> _What you are asked to do_:
Find every line of the listing below where "React" appears, and copy it.

> _Dataset excerpt_:
-------
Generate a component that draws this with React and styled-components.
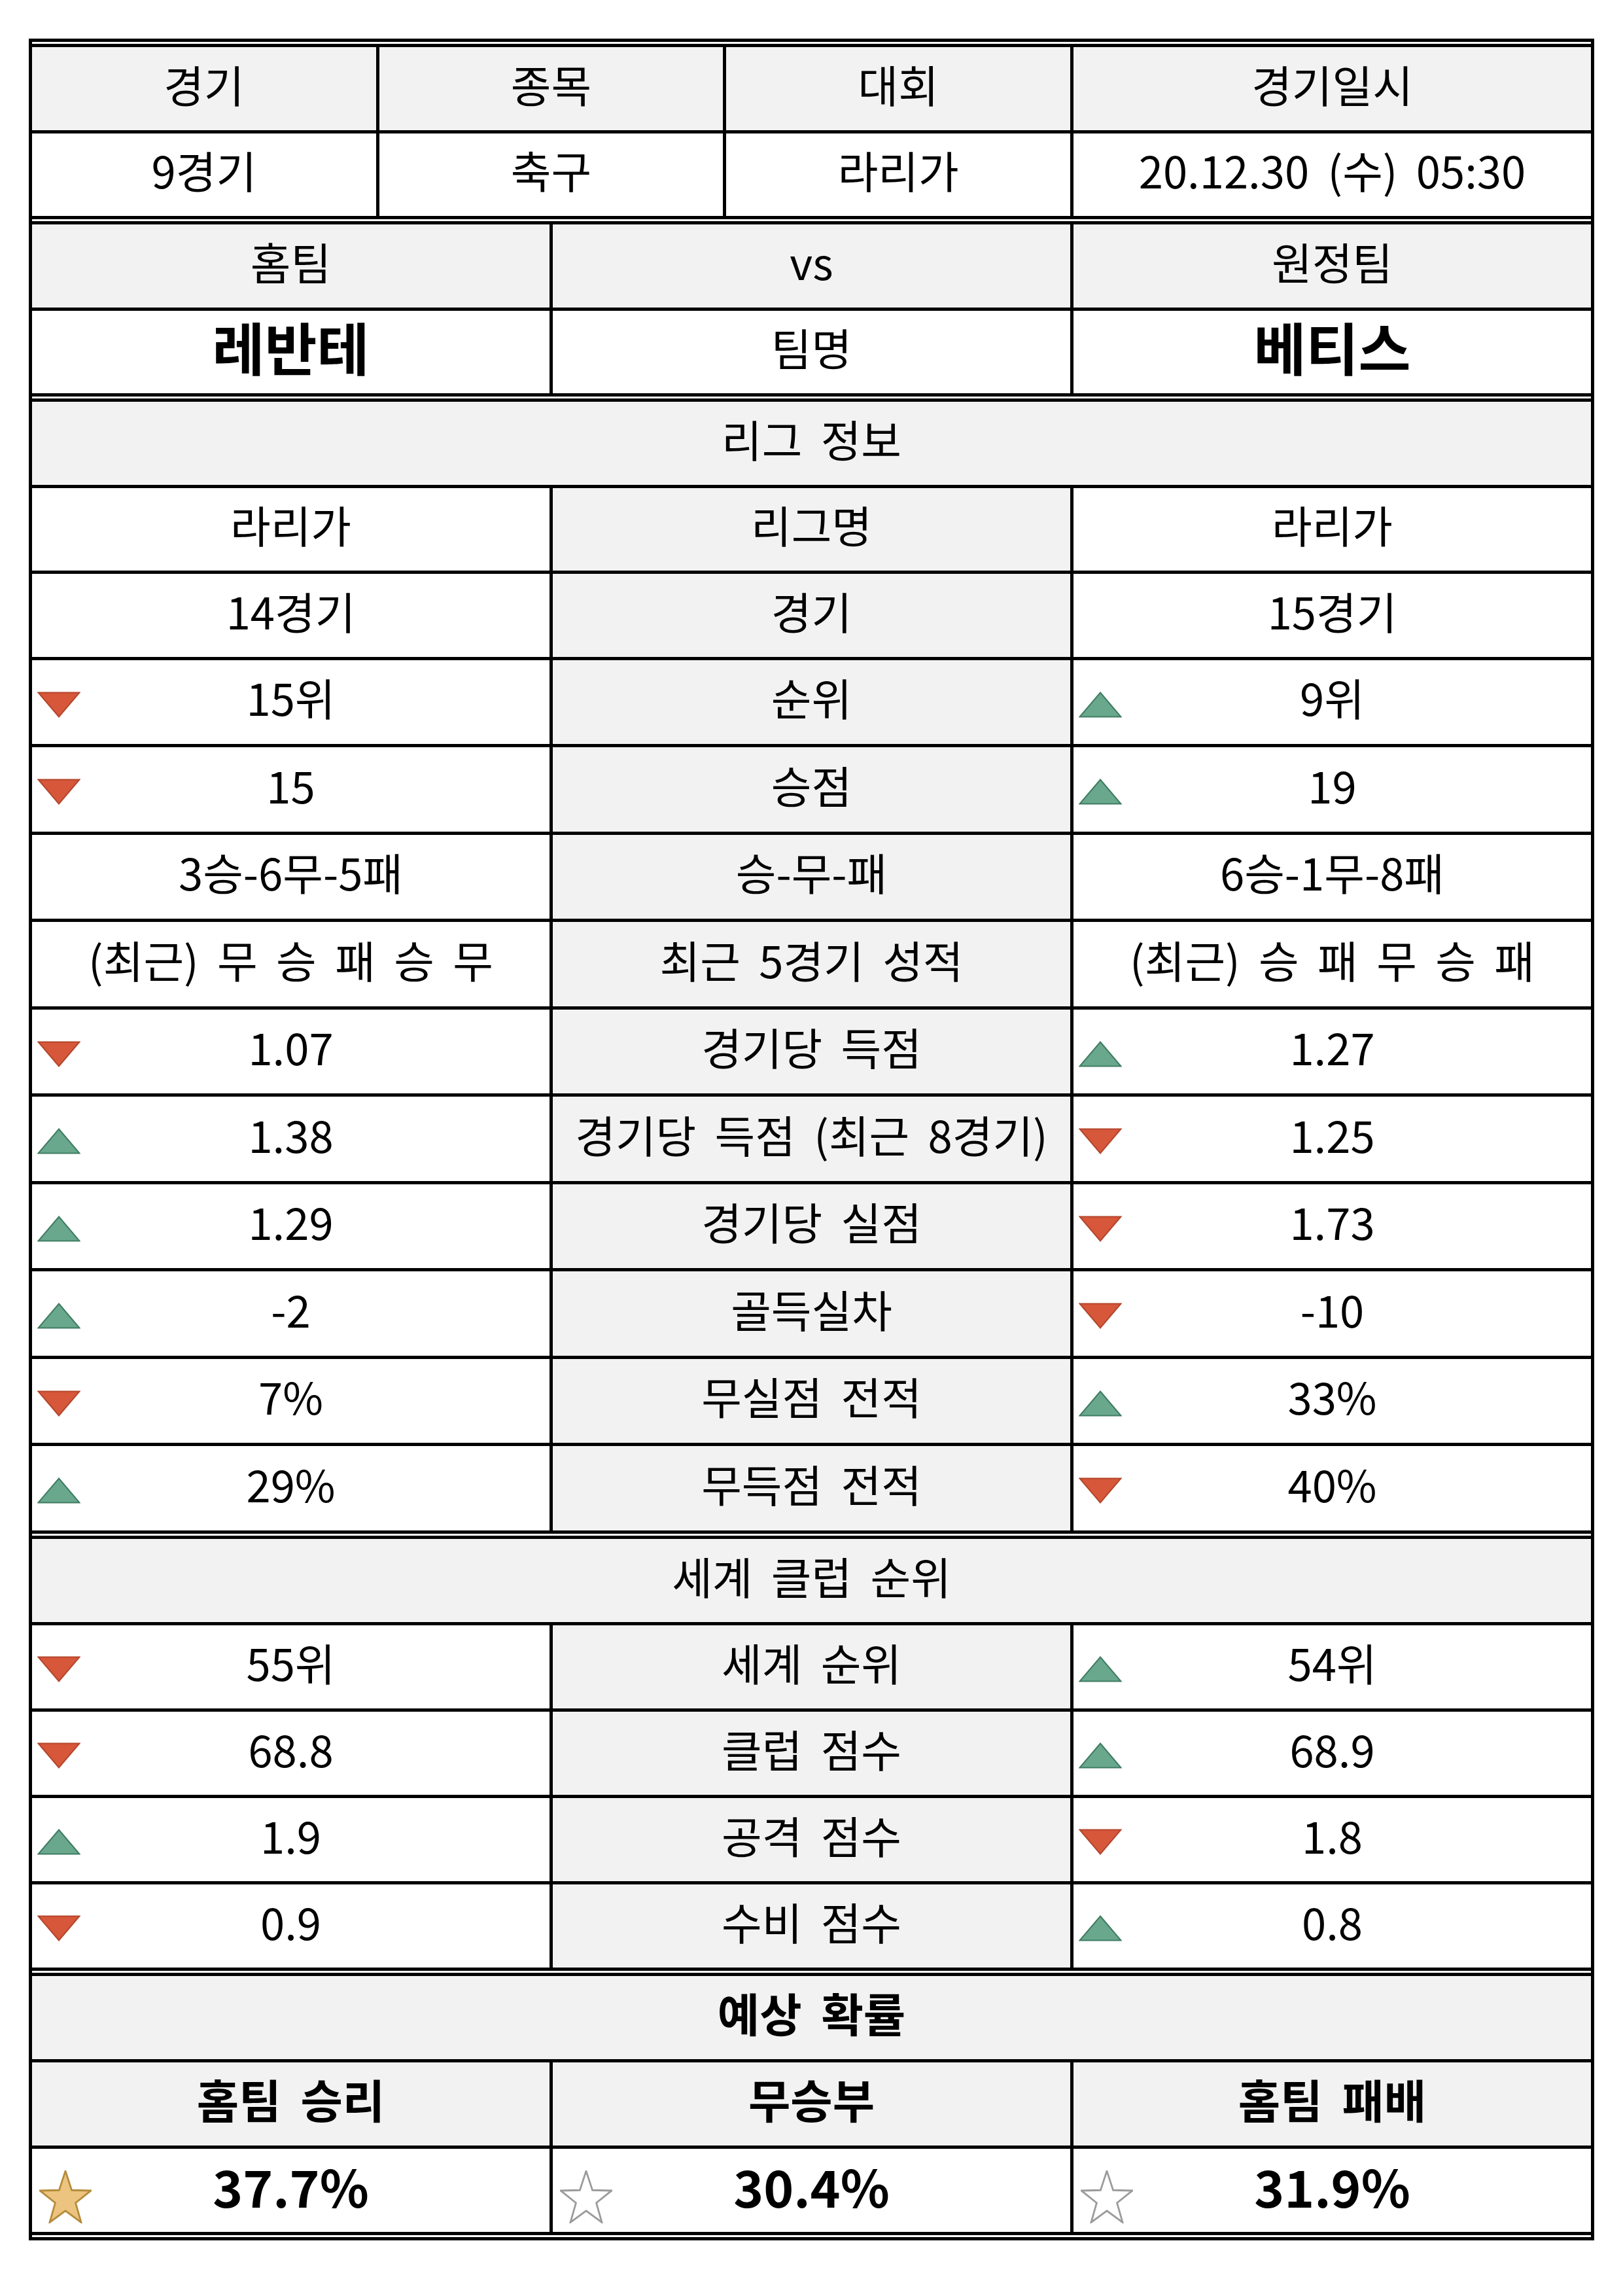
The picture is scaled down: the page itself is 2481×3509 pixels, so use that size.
import React from 'react';
import styled, { createGlobalStyle } from 'styled-components';

const GlobalStyle = createGlobalStyle`
  html, body {
    margin: 0;
    padding: 0;
    background: #ffffff;
  }
`;

const Page = styled.div`
  padding: 59px 0 80px 44px;
`;

const Table = styled.div`
  width: 2393px;
  box-sizing: border-box;
  border-left: 5px solid #000;
  border-right: 5px solid #000;
  display: flex;
  flex-direction: column;
  font-family: "Noto Sans CJK KR", "Noto Sans", sans-serif;
  color: #000;
`;

const Rule = styled.div`
  height: ${(p) => (p.$double ? 13 : 5)}px;
  background: ${(p) =>
    p.$double
      ? 'linear-gradient(#000 0 5px, #fff 5px 8px, #000 8px 13px)'
      : '#000'};
`;

// row heights differ a little between blocks, as in the sheet
const Row = styled.div`
  display: grid;
  grid-template-columns: ${(p) =>
    p.$four ? 'repeat(3, 1fr) 791px' : 'repeat(3, 1fr)'};
  column-gap: 5px;
  height: ${(p) => p.$h || 127.1}px;
  background: #000;
`;

const Cell = styled.div`
  grid-column: ${(p) => (p.$span ? '1 / -1' : 'auto')};
  background: ${(p) => (p.$shade ? '#f2f2f2' : '#ffffff')};
  display: grid;
  grid-template-columns: 1fr auto 1fr;
  align-items: center;
  min-width: 0;
`;

const Text = styled.span`
  grid-column: 2;
  grid-row: 1;
  white-space: nowrap;
  line-height: 1;
  padding-bottom: 16px;
  font-size: ${(p) => p.$size || 67}px;
  font-weight: ${(p) => (p.$bold ? 700 : 400)};
  word-spacing: 0.2em;
`;

const Marker = styled.svg`
  grid-column: 1;
  grid-row: 1;
  justify-self: start;
  margin-left: ${(p) => p.$left}px;
  margin-top: ${(p) => p.$drop}px;
`;

const Triangle = ({ up }) => (
  <Marker $left={8} $drop={8} width="66" height="40" viewBox="0 0 66 40">
    {up ? (
      <polygon
        points="33,1.5 64.5,38.5 1.5,38.5"
        fill="#69a88c"
        stroke="#3f7c63"
        strokeWidth="2"
        strokeLinejoin="miter"
      />
    ) : (
      <polygon
        points="1.5,1.5 64.5,1.5 33,38.5"
        fill="#d6573a"
        stroke="#b4462c"
        strokeWidth="2"
        strokeLinejoin="miter"
      />
    )}
  </Marker>
);

const Star = ({ filled }) => (
  <Marker $left={11} $drop={20} width="80" height="81" viewBox="6 4 88 84" preserveAspectRatio="none">
    <polygon
      points="50,5 60.58,35.44 92.8,36.09 67.12,55.56 76.45,86.41 50,68 23.55,86.41 32.88,55.56 7.2,36.09 39.42,35.44"
      fill={filled ? '#ecc47f' : '#ffffff'}
      stroke={filled ? '#b58c3c' : '#9b9b9b'}
      strokeWidth="3"
    />
  </Marker>
);

const Value = ({ children, mark, shade, bold, size, star }) => (
  <Cell $shade={shade}>
    {mark === 'up' && <Triangle up />}
    {mark === 'down' && <Triangle />}
    {star === 'gold' && <Star filled />}
    {star === 'empty' && <Star />}
    <Text $bold={bold} $size={size}>{children}</Text>
  </Cell>
);

const Section = ({ children, bold, h }) => (
  <Row $h={h}>
    <Cell $span $shade>
      <Text $bold={bold} $size={bold ? 70 : undefined}>{children}</Text>
    </Cell>
  </Row>
);

const TOP = 126.5;
const STATS = 128.5;

const statRows = [
  ['15위', 'down', '순위', '9위', 'up'],
  ['15', 'down', '승점', '19', 'up'],
  ['3승-6무-5패', null, '승-무-패', '6승-1무-8패', null],
  ['(최근) 무 승 패 승 무', null, '최근 5경기 성적', '(최근) 승 패 무 승 패', null],
  ['1.07', 'down', '경기당 득점', '1.27', 'up'],
  ['1.38', 'up', '경기당 득점 (최근 8경기)', '1.25', 'down'],
  ['1.29', 'up', '경기당 실점', '1.73', 'down'],
  ['-2', 'up', '골득실차', '-10', 'down'],
  ['7%', 'down', '무실점 전적', '33%', 'up'],
  ['29%', 'up', '무득점 전적', '40%', 'down'],
];

const worldRows = [
  ['55위', 'down', '세계 순위', '54위', 'up'],
  ['68.8', 'down', '클럽 점수', '68.9', 'up'],
  ['1.9', 'up', '공격 점수', '1.8', 'down'],
  ['0.9', 'down', '수비 점수', '0.8', 'up'],
];

const CompareRow = ({ row, h }) => {
  const [home, homeMark, label, away, awayMark] = row;
  return (
    <Row $h={h}>
      <Value mark={homeMark}>{home}</Value>
      <Value shade>{label}</Value>
      <Value mark={awayMark}>{away}</Value>
    </Row>
  );
};

const withRules = (rows, h) =>
  rows.map((row, i) => (
    <React.Fragment key={row[2]}>
      {i > 0 && <Rule />}
      <CompareRow row={row} h={h} />
    </React.Fragment>
  ));

export default function App() {
  return (
    <Page>
      <GlobalStyle />
      <Table>
        <Rule $double />
        <Row $four $h={TOP}>
          <Value shade>경기</Value>
          <Value shade>종목</Value>
          <Value shade>대회</Value>
          <Value shade>경기일시</Value>
        </Row>
        <Rule />
        <Row $four $h={TOP}>
          <Value>9경기</Value>
          <Value>축구</Value>
          <Value>라리가</Value>
          <Value>20.12.30 (수) 05:30</Value>
        </Row>
        <Rule $double />
        <Row $h={TOP}>
          <Value shade>홈팀</Value>
          <Value shade>vs</Value>
          <Value shade>원정팀</Value>
        </Row>
        <Rule />
        <Row $h={TOP}>
          <Value bold size={87}>레반테</Value>
          <Value>팀명</Value>
          <Value bold size={87}>베티스</Value>
        </Row>
        <Rule $double />
        <Section h={TOP}>리그 정보</Section>
        <Rule />
        <CompareRow h={TOP} row={['라리가', null, '리그명', '라리가', null]} />
        <Rule />
        <CompareRow h={TOP} row={['14경기', null, '경기', '15경기', null]} />
        <Rule />
        {withRules(statRows, STATS)}
        <Rule $double />
        <Section>세계 클럽 순위</Section>
        <Rule />
        {withRules(worldRows)}
        <Rule $double />
        <Section bold>예상 확률</Section>
        <Rule />
        <Row>
          <Value shade bold size={70}>홈팀 승리</Value>
          <Value shade bold size={70}>무승부</Value>
          <Value shade bold size={70}>홈팀 패배</Value>
        </Row>
        <Rule />
        <Row>
          <Value bold size={78} star="gold">37.7%</Value>
          <Value bold size={78} star="empty">30.4%</Value>
          <Value bold size={78} star="empty">31.9%</Value>
        </Row>
        <Rule $double />
      </Table>
    </Page>
  );
}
-------
> _The reply_:
Generate a component that draws this with React and styled-components.
import React from 'react';
    <React.Fragment key={row[2]}>
    </React.Fragment>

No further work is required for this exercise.